I think you are right on top of it. Things always change when it is their OWN money they are spending. Time takes care of that. In the meantime, you are doing a splendid--and very creative--job.

Manise

Kudos to you and your foray out to Boston with Miss C! A valuable lesson you are teaching her. Sometimes admiring and pawing over the expensive stuff lessens the itch a bit. Sounds like a good time was had by all. Had to crack up at:

"....... many of them wearing chunky little yarn schmattes themselves, all stopped to admire my stitches."


Dava

Poverty made me a spy. I grew up with the mantra, "we can't, we're poor," so I took the sewing skills my grandmother gave me and the knitting techniques Daddy taught me and went about Newbury Street in search of styles to steal into my own creations. It was so convenient in those days; walk down Newbury and Boylston, checking out the latest fashions, then heading over to Goodwill when it was in the South End to find base pieces to convert to a badge of honor.

It was the beauty of the DIY and punk era: I wore these pieces feeling so full of myself, away from the corduroy jeans and commercial fair-isle sweater rules of my South Shore high school days. I'm thinking in a year or two the Divine Miss C will appreciate the beauty of your creations and see the hollow glamor of Misters Jacobs and Louboutin. She will certainly see the love of your attempts to understand her "pain."

Beth S.

That sounds like an absolutely brilliant day! Plus you got lots of Cool Points for it, so everyone wins. :-)

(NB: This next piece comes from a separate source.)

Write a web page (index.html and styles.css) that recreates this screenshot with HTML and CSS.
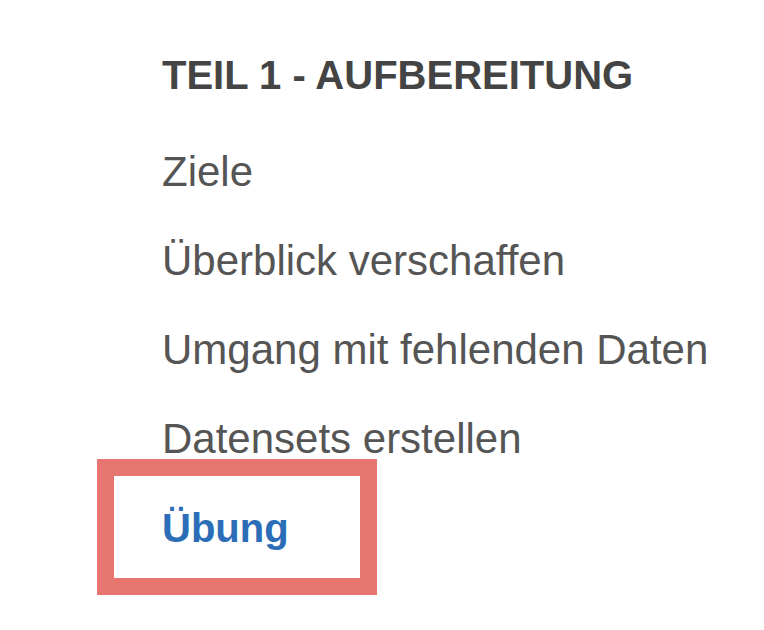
FILE: index.html
```html
<!DOCTYPE html>
<html lang="de">
<head>
<meta charset="utf-8">
<title>Teil 1 - Aufbereitung</title>
<link rel="stylesheet" href="styles.css">
</head>
<body>
<nav class="toc">
  <h2 class="toc-title">TEIL 1 - AUFBEREITUNG</h2>
  <ul class="toc-list">
    <li class="toc-item">Ziele</li>
    <li class="toc-item">Überblick verschaffen</li>
    <li class="toc-item">Umgang mit fehlenden Daten</li>
    <li class="toc-item">Datensets erstellen</li>
    <li class="toc-item toc-item--active"><span class="toc-link">Übung</span></li>
  </ul>
</nav>
</body>
</html>
```
FILE: styles.css
```css
html, body {
  margin: 0;
  padding: 0;
  background: #ffffff;
}

body {
  min-height: 630px;
}

.toc {
  padding: 45px 0 58px 162px;
  font-family: "Liberation Sans", Arial, sans-serif;
}

.toc-title {
  margin: 0 0 22px;
  font-size: 40px;
  line-height: 60px;
  font-weight: 700;
  color: #444444;
  white-space: nowrap;
}

.toc-list {
  list-style: none;
  margin: 0;
  padding: 0;
}

.toc-item {
  font-size: 42px;
  line-height: 89px;
  color: #555555;
  white-space: nowrap;
}

.toc-item--active {
  position: relative;
}

.toc-link {
  color: #2b6db6;
  font-weight: 700;
  font-size: 40px;
}

.toc-item--active::before {
  content: "";
  position: absolute;
  left: -65px;
  top: -24px;
  width: 246px;
  height: 102px;
  border: 17px solid #e87670;
}
```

If only she could be induced to view knitting as DIY haute couture. A Rowan mag, a few delicious skeins of high-quality yarn, calculations to achieve (or at least aim towards) the perfect fit...

Emily

I was never too interested in expensive clothes, but my sister was. My parents ended up giving her a clothing allowance. It changed her shopping habits overnight. My mother has always been a bargain shopper, but my sister didn't think that was cool enough. Once she got her clothing allowance, bargains were all of a sudden cool (she got to know the thrift stores really well), she had control of the money so she couldn't tell her friends "my mother won't get it for me" but instead had to say "it's not worth the money". And the fighting over buying clothes stopped instantly. It was a good lesson on budgeting and great practice for real life. Now that she's making her own money she has all of those bargain-hunting skills to fall back on.

colleen

Well, I can't blame her for wanting to go to Paris. At least you don't make her wear hand-me-downs from a friend's older daughter....

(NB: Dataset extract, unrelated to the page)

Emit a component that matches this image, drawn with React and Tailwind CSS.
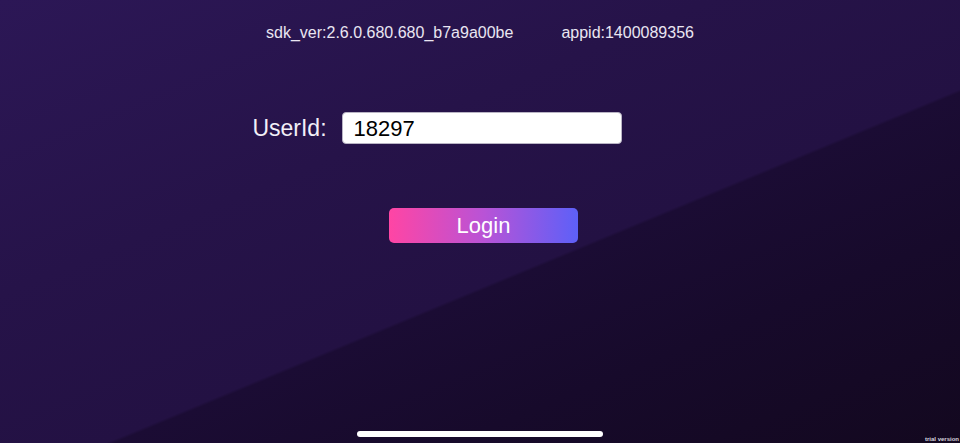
export default function App() {
  return (
    <div
      className="relative w-[960px] h-[443px] overflow-hidden flex flex-col items-center text-white bg-[linear-gradient(157.5deg,#2c1756_0%,#261349_35%,#231143_57.9%,#1b0c34_58.3%,#170a2b_75%,#13081f_100%)]"
      style={{ fontFamily: '"Liberation Sans", Arial, sans-serif' }}
    >
      <div className="mt-[23px] flex items-center gap-[48px] text-[16px] leading-[20px] text-[#eae6f2]">
        <span>sdk_ver:2.6.0.680.680_b7a9a00be</span>
        <span>appid:1400089356</span>
      </div>

      <div className="mt-[68px] mr-[86px] flex items-center gap-[15px]">
        <span className="text-[23px] text-[#f2eff7]">UserId:</span>
        <div className="w-[280px] h-[32px] bg-white rounded-[4px] border border-[#b9b4c4] flex items-center px-[11px]">
          <span className="text-[22px] text-black">18297</span>
        </div>
      </div>

      <button className="mt-[62px] ml-[7px] w-[189px] h-[35px] rounded-[5px] bg-[linear-gradient(90deg,#ff45a4,#b953d6_50%,#5d60f8)] text-[22px] text-white flex items-center justify-center">
        Login
      </button>

      <div className="absolute left-[357px] top-[431px] w-[246px] h-[6px] rounded-full bg-white" />
      <span className="absolute right-[1px] bottom-[0px] text-[6px] leading-[8px] font-bold text-[#d8d4de]">
        trial version
      </span>
    </div>
  );
}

But, it sounds like she's going to be a savvy world traveler, have lots of adventures, and be well dressed while doing it.

PICAdrienne

Haunt the clearance racks at the pricey places. When she sees if she waits she can have the stuff for more than 1/2 off, if she waits, it will help. Teach her about getting the classic items that do not go in or out of style in the best quality affordable, and trendy stuff as cheap as possible. Have her look through her own clothing for the trendy stuff she HAD to have 2 years ago, and will she be caught dead in it now?

My daughters are label crazy, and have learned to share clothing, (two in nearly the same size does help the affordablity) to exand their wardrobe. A friend of a friend has a daughter who is slightly older/bigger, and my girls love it when she cleans her closet, as Daddy spends FAR too much on school clothes.